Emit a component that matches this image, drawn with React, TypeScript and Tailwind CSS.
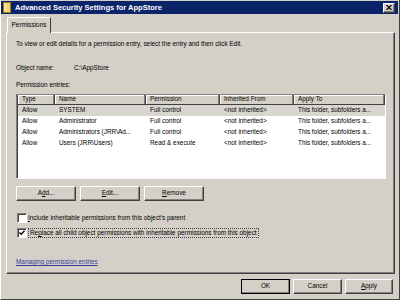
const raised =
  "bg-[#d4d0c8] border border-t-white border-l-white border-r-[#404040] border-b-[#404040] shadow-[inset_-1px_-1px_0_#808080]";
const sunken =
  "border border-t-[#808080] border-l-[#808080] border-r-white border-b-white shadow-[inset_1px_1px_0_#404040]";

const columns = [
  { label: "Type", w: "w-[37px]" },
  { label: "Name", w: "w-[91px]" },
  { label: "Permission", w: "w-[74px]" },
  { label: "Inherited From", w: "w-[74px]" },
  { label: "Apply To", w: "flex-1" },
];

const entries = [
  ["Allow", "SYSTEM", "Full control", "<not inherited>", "This folder, subfolders a..."],
  ["Allow", "Administrator", "Full control", "<not inherited>", "This folder, subfolders a..."],
  ["Allow", "Administrators (JRR\\Ad...", "Full control", "<not inherited>", "This folder, subfolders a..."],
  ["Allow", "Users (JRR\\Users)", "Read & execute", "<not inherited>", "This folder, subfolders a..."],
];

const Btn = ({ children, w, def }: { children: React.ReactNode; w: string; def?: boolean }) => (
  <div className={`${w} h-[15px] ${def ? "outline outline-1 outline-black -outline-offset-1" : ""}`}>
    <div className={`${raised} h-full w-full flex items-center justify-center leading-none`}>{children}</div>
  </div>
);

const CheckBox = ({ checked }: { checked?: boolean }) => (
  <div className={`${sunken} bg-white w-[10px] h-[10px] ml-[1px] shrink-0 flex items-center justify-center`}>
    {checked && (
      <svg width="6" height="6" viewBox="0 0 6 6">
        <path d="M0.5 2.5 L2.2 4.3 L5.5 0.8" stroke="#000" strokeWidth="1.3" fill="none" />
      </svg>
    )}
  </div>
);

export default function App() {
  return (
    <div className="w-[400px] h-[300px] bg-[#d4d0c8] border-r border-b border-[#404040] border-l border-l-white flex flex-col text-black text-[6.4px] font-['Liberation_Sans',Arial,sans-serif] overflow-hidden">
      {/* title bar */}
      <div className="mt-[1px] mr-[1px] h-[13px] bg-[#0a246a] flex items-center pl-[2px] pr-[3px] gap-[4px]">
        <svg width="8" height="11" viewBox="0 0 8 11">
          <rect x="0.5" y="0.5" width="7" height="10" fill="#f2d36b" stroke="#a07a1a" />
          <rect x="1.5" y="1.5" width="2" height="8" fill="#fbe9a8" />
        </svg>
        <span className="text-white font-bold text-[7.5px] leading-none">Advanced Security Settings for AppStore</span>
        <div className={`${raised} ml-auto w-[12px] h-[10px] flex items-center justify-center`}>
          <svg width="6" height="5" viewBox="0 0 6 5">
            <path d="M0.5 0 L5.5 5 M5.5 0 L0.5 5" stroke="#000" strokeWidth="1.2" />
          </svg>
        </div>
      </div>

      {/* tab */}
      <div className="mt-[3px] pl-[6px] flex">
        <div className="relative z-10 -mb-[1px] w-[44px] h-[16px] bg-[#d4d0c8] border border-b-0 border-t-white border-l-white border-r-[#404040] flex items-center justify-center leading-none">
          Permissions
        </div>
      </div>

      {/* panel */}
      <div className="ml-[5px] w-[389px] h-[242px] border border-t-white border-l-white border-r-[#404040] border-b-[#404040] shadow-[inset_-1px_-1px_0_#808080] pl-[9px] flex flex-col">
        <div className="mt-[7px] h-[8px] leading-[8px]">
          To view or edit details for a permission entry, select the entry and then click Edit.
        </div>
        <div className="mt-[16px] h-[8px] leading-[8px] flex">
          <span className="w-[58px]">Object name:</span>
          <span>C:\AppStore</span>
        </div>
        <div className="mt-[9px] h-[8px] leading-[8px]">Permission entries:</div>

        {/* list */}
        <div className={`${sunken} mt-[5px] w-[370px] h-[85px] bg-white flex flex-col`}>
          <div className="ml-[1px] h-[10px] bg-[#d4d0c8] flex border-b border-[#404040]">
            {columns.map((c) => (
              <div
                key={c.label}
                className={`${c.w} h-full flex items-center pl-[4px] border-r border-[#404040] shadow-[inset_-1px_0_0_#808080,inset_1px_1px_0_#fff] leading-none`}
              >
                {c.label}
              </div>
            ))}
          </div>
          {entries.map((row, i) => (
            <div key={i} className={`ml-[1px] h-[11px] flex items-center ${i === 0 ? "bg-[#d9d6d0]" : ""}`}>
              {row.map((cell, j) => (
                <div key={j} className={`${columns[j].w} pl-[4px] leading-none whitespace-nowrap overflow-hidden`}>
                  {cell}
                </div>
              ))}
            </div>
          ))}
        </div>

        {/* action buttons */}
        <div className="mt-[7px] flex gap-[4px]">
          <Btn w="w-[60px]">
            A<u>d</u>d...
          </Btn>
          <Btn w="w-[60px]">
            <u>E</u>dit...
          </Btn>
          <Btn w="w-[60px]">
            <u>R</u>emove
          </Btn>
        </div>

        <div className="mt-[12px] h-[10px] flex items-center gap-[1px]">
          <CheckBox />
          <span className="leading-none">
            <u>I</u>nclude inheritable permissions from this object's parent
          </span>
        </div>
        <div className="mt-[5px] h-[10px] flex items-center gap-[1px]">
          <CheckBox checked />
          <span className="leading-[8px] border border-dotted border-[#404040] px-[1px]">
            Re<u>p</u>lace all child object permissions with inheritable permissions from this object
          </span>
        </div>

        <div className="mt-[20px] h-[8px] leading-[8px]">
          <span className="text-[#3c3c9c] underline">Managing permission entries</span>
        </div>
      </div>

      {/* dialog buttons */}
      <div className="mt-[5px] pr-[6px] flex justify-end gap-[3px]">
        <Btn w="w-[49px]" def>
          OK
        </Btn>
        <Btn w="w-[49px]">Cancel</Btn>
        <Btn w="w-[48px]">
          <u>A</u>pply
        </Btn>
      </div>
    </div>
  );
}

WHAT IS EXPECTED:
Pick out each line containing the string "React" and copy it.

RESULT OF THIS TASK:
Emit a component that matches this image, drawn with React, TypeScript and Tailwind CSS.
const Btn = ({ children, w, def }: { children: React.ReactNode; w: string; def?: boolean }) => (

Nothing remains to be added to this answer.